Supplied data:
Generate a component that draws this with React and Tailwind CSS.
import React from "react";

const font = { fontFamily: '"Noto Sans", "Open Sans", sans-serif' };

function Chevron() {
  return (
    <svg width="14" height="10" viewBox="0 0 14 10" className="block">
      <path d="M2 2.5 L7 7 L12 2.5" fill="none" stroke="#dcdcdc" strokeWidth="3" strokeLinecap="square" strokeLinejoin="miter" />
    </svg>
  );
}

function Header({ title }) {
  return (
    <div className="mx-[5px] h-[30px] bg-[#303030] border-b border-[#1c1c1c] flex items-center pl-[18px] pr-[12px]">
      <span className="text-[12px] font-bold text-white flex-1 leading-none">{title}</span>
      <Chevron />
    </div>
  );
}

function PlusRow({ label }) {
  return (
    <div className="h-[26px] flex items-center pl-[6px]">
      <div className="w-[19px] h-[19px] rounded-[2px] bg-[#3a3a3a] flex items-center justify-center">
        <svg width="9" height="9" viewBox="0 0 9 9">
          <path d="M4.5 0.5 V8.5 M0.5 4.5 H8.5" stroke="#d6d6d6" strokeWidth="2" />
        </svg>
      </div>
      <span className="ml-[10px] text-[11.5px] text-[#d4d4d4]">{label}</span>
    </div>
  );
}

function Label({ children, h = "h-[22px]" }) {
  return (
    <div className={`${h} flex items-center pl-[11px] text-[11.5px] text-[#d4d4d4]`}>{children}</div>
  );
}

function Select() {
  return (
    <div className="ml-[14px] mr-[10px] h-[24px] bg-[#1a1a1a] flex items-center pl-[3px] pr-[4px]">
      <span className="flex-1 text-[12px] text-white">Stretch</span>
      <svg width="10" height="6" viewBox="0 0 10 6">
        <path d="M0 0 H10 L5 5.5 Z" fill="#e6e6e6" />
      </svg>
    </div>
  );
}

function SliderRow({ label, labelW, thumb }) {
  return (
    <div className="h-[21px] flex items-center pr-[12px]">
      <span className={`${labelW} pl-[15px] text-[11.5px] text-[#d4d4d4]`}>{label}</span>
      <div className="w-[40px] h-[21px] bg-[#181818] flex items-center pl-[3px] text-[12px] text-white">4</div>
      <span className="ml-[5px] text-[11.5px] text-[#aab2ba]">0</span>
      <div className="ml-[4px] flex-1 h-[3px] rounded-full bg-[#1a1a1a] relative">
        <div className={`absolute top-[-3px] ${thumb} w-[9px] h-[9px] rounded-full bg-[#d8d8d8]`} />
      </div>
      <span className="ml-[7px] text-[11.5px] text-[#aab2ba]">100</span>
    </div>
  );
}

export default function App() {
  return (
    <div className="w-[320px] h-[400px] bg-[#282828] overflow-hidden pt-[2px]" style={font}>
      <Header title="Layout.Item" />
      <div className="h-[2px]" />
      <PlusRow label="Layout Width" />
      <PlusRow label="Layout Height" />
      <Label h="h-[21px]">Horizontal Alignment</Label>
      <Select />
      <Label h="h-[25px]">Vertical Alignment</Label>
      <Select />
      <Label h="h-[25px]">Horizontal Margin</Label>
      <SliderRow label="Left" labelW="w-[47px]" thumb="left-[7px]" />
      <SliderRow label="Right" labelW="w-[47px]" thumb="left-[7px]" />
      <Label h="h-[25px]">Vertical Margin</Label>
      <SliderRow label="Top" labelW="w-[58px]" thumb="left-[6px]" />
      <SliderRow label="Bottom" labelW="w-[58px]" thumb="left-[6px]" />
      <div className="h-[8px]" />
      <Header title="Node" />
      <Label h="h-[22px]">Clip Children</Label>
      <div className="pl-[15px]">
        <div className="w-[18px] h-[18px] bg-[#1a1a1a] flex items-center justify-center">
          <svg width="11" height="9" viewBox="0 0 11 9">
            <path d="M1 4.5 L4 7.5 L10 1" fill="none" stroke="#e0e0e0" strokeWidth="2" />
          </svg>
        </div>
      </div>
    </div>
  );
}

Instructions for the task: Set down every line of the listing above again, exactly as given.

Reply to the task:
Generate a component that draws this with React and Tailwind CSS.
import React from "react";

const font = { fontFamily: '"Noto Sans", "Open Sans", sans-serif' };

function Chevron() {
  return (
    <svg width="14" height="10" viewBox="0 0 14 10" className="block">
      <path d="M2 2.5 L7 7 L12 2.5" fill="none" stroke="#dcdcdc" strokeWidth="3" strokeLinecap="square" strokeLinejoin="miter" />
    </svg>
  );
}

function Header({ title }) {
  return (
    <div className="mx-[5px] h-[30px] bg-[#303030] border-b border-[#1c1c1c] flex items-center pl-[18px] pr-[12px]">
      <span className="text-[12px] font-bold text-white flex-1 leading-none">{title}</span>
      <Chevron />
    </div>
  );
}

function PlusRow({ label }) {
  return (
    <div className="h-[26px] flex items-center pl-[6px]">
      <div className="w-[19px] h-[19px] rounded-[2px] bg-[#3a3a3a] flex items-center justify-center">
        <svg width="9" height="9" viewBox="0 0 9 9">
          <path d="M4.5 0.5 V8.5 M0.5 4.5 H8.5" stroke="#d6d6d6" strokeWidth="2" />
        </svg>
      </div>
      <span className="ml-[10px] text-[11.5px] text-[#d4d4d4]">{label}</span>
    </div>
  );
}

function Label({ children, h = "h-[22px]" }) {
  return (
    <div className={`${h} flex items-center pl-[11px] text-[11.5px] text-[#d4d4d4]`}>{children}</div>
  );
}

function Select() {
  return (
    <div className="ml-[14px] mr-[10px] h-[24px] bg-[#1a1a1a] flex items-center pl-[3px] pr-[4px]">
      <span className="flex-1 text-[12px] text-white">Stretch</span>
      <svg width="10" height="6" viewBox="0 0 10 6">
        <path d="M0 0 H10 L5 5.5 Z" fill="#e6e6e6" />
      </svg>
    </div>
  );
}

function SliderRow({ label, labelW, thumb }) {
  return (
    <div className="h-[21px] flex items-center pr-[12px]">
      <span className={`${labelW} pl-[15px] text-[11.5px] text-[#d4d4d4]`}>{label}</span>
      <div className="w-[40px] h-[21px] bg-[#181818] flex items-center pl-[3px] text-[12px] text-white">4</div>
      <span className="ml-[5px] text-[11.5px] text-[#aab2ba]">0</span>
      <div className="ml-[4px] flex-1 h-[3px] rounded-full bg-[#1a1a1a] relative">
        <div className={`absolute top-[-3px] ${thumb} w-[9px] h-[9px] rounded-full bg-[#d8d8d8]`} />
      </div>
      <span className="ml-[7px] text-[11.5px] text-[#aab2ba]">100</span>
    </div>
  );
}

export default function App() {
  return (
    <div className="w-[320px] h-[400px] bg-[#282828] overflow-hidden pt-[2px]" style={font}>
      <Header title="Layout.Item" />
      <div className="h-[2px]" />
      <PlusRow label="Layout Width" />
      <PlusRow label="Layout Height" />
      <Label h="h-[21px]">Horizontal Alignment</Label>
      <Select />
      <Label h="h-[25px]">Vertical Alignment</Label>
      <Select />
      <Label h="h-[25px]">Horizontal Margin</Label>
      <SliderRow label="Left" labelW="w-[47px]" thumb="left-[7px]" />
      <SliderRow label="Right" labelW="w-[47px]" thumb="left-[7px]" />
      <Label h="h-[25px]">Vertical Margin</Label>
      <SliderRow label="Top" labelW="w-[58px]" thumb="left-[6px]" />
      <SliderRow label="Bottom" labelW="w-[58px]" thumb="left-[6px]" />
      <div className="h-[8px]" />
      <Header title="Node" />
      <Label h="h-[22px]">Clip Children</Label>
      <div className="pl-[15px]">
        <div className="w-[18px] h-[18px] bg-[#1a1a1a] flex items-center justify-center">
          <svg width="11" height="9" viewBox="0 0 11 9">
            <path d="M1 4.5 L4 7.5 L10 1" fill="none" stroke="#e0e0e0" strokeWidth="2" />
          </svg>
        </div>
      </div>
    </div>
  );
}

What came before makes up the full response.